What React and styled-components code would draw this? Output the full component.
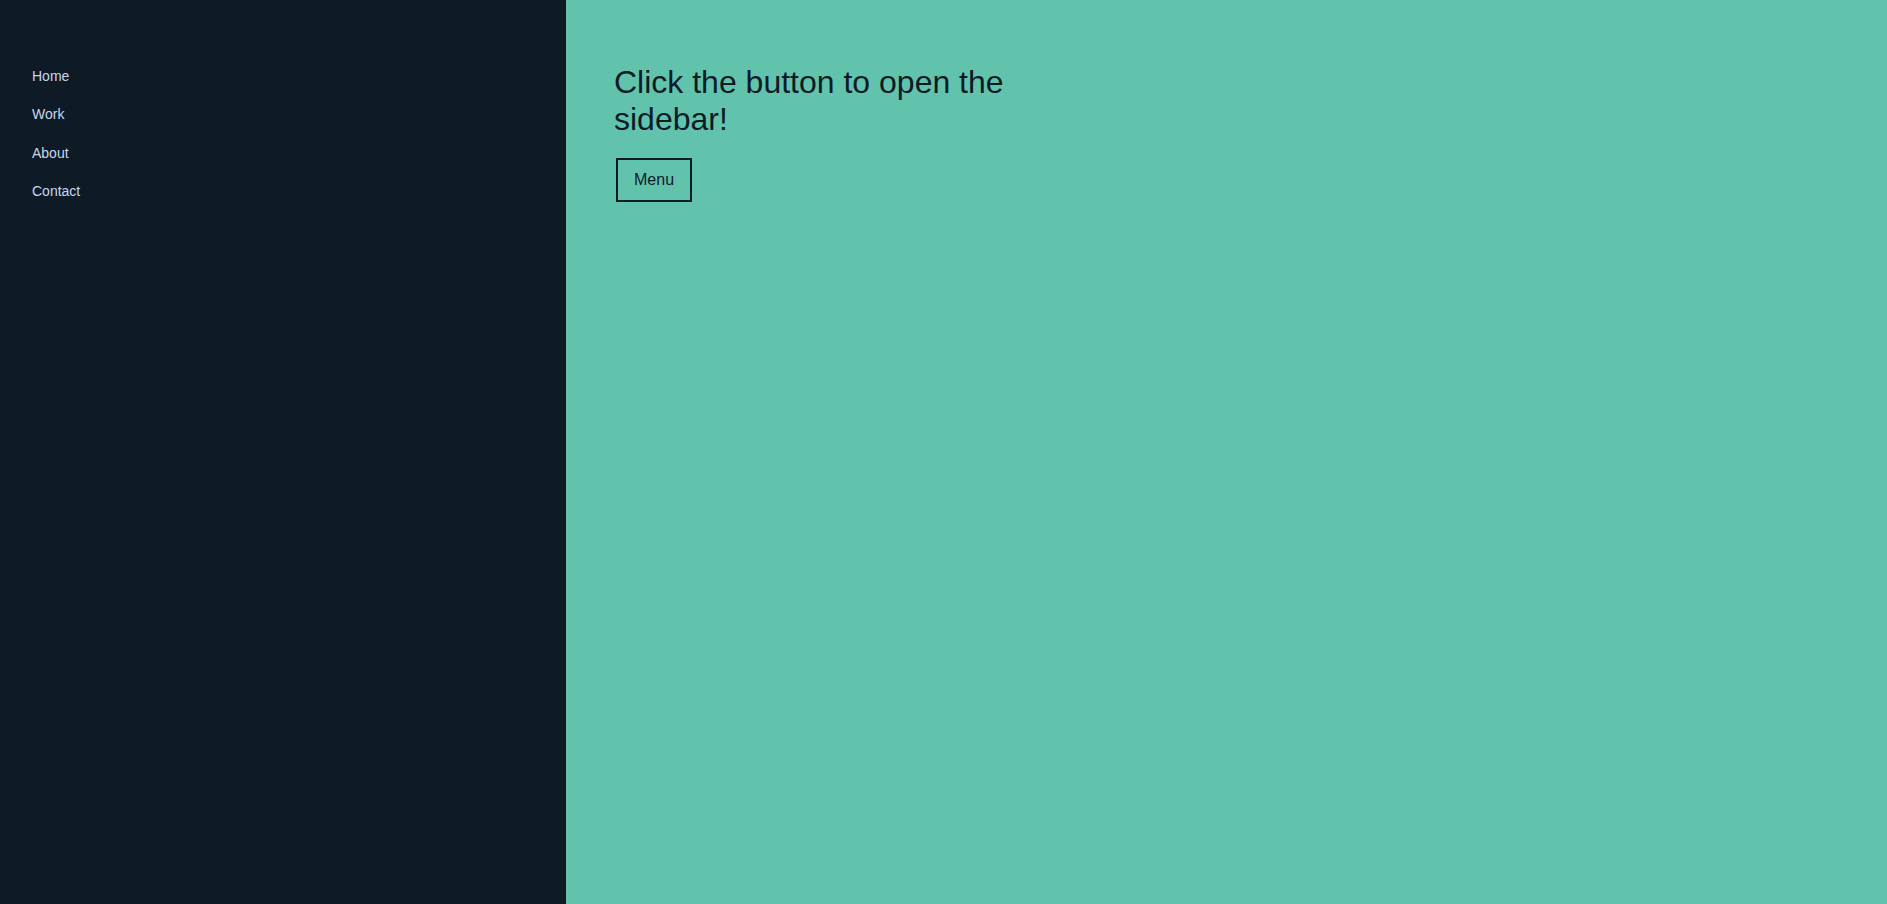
import React from "react";
import styled, { createGlobalStyle } from "styled-components";

const Global = createGlobalStyle`
  html, body { margin: 0; padding: 0; height: 100%; }
  body { font-family: "Liberation Sans", Arial, sans-serif; background: #62c3ad; }
  #root { height: 100%; }
`;

const Layout = styled.div`
  display: grid;
  grid-template-columns: 566px 1fr;
  height: 904px;
`;

const Sidebar = styled.nav`
  background: #0e1b27;
  padding-top: 57px;
  display: flex;
  flex-direction: column;
`;

const NavLink = styled.a`
  display: block;
  padding: 11px 32px;
  font-size: 14px;
  line-height: 16.4px;
  color: #c6d7ea;
  text-decoration: none;
`;

const Main = styled.main`
  background: #62c3ad;
  padding: 64px 48px;
  color: #0e1b27;
`;

const Heading = styled.h1`
  margin: 0 0 20px;
  font-size: 32px;
  font-weight: 400;
  line-height: 36.8px;
  max-width: 420px;
`;

const MenuButton = styled.button`
  margin-left: 2px;
  background: transparent;
  border: 2px solid #0e1b27;
  color: #0e1b27;
  font-family: "Liberation Sans", Arial, sans-serif;
  font-size: 16px;
  line-height: 18px;
  padding: 11px 16px;
  cursor: pointer;
`;

export default function App() {
  return (
    <>
      <Global />
      <Layout>
        <Sidebar>
          {["Home", "Work", "About", "Contact"].map((l) => (
            <NavLink key={l} href="#">{l}</NavLink>
          ))}
        </Sidebar>
        <Main>
          <Heading>Click the button to open the sidebar!</Heading>
          <MenuButton>Menu</MenuButton>
        </Main>
      </Layout>
    </>
  );
}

^^^^^^^^

**WRITTEN PROBLEM:** Where a line contains the string "React", extract that line.

**ANSWER TO THE EXERCISE:**
What React and styled-components code would draw this? Output the full component.
import React from "react";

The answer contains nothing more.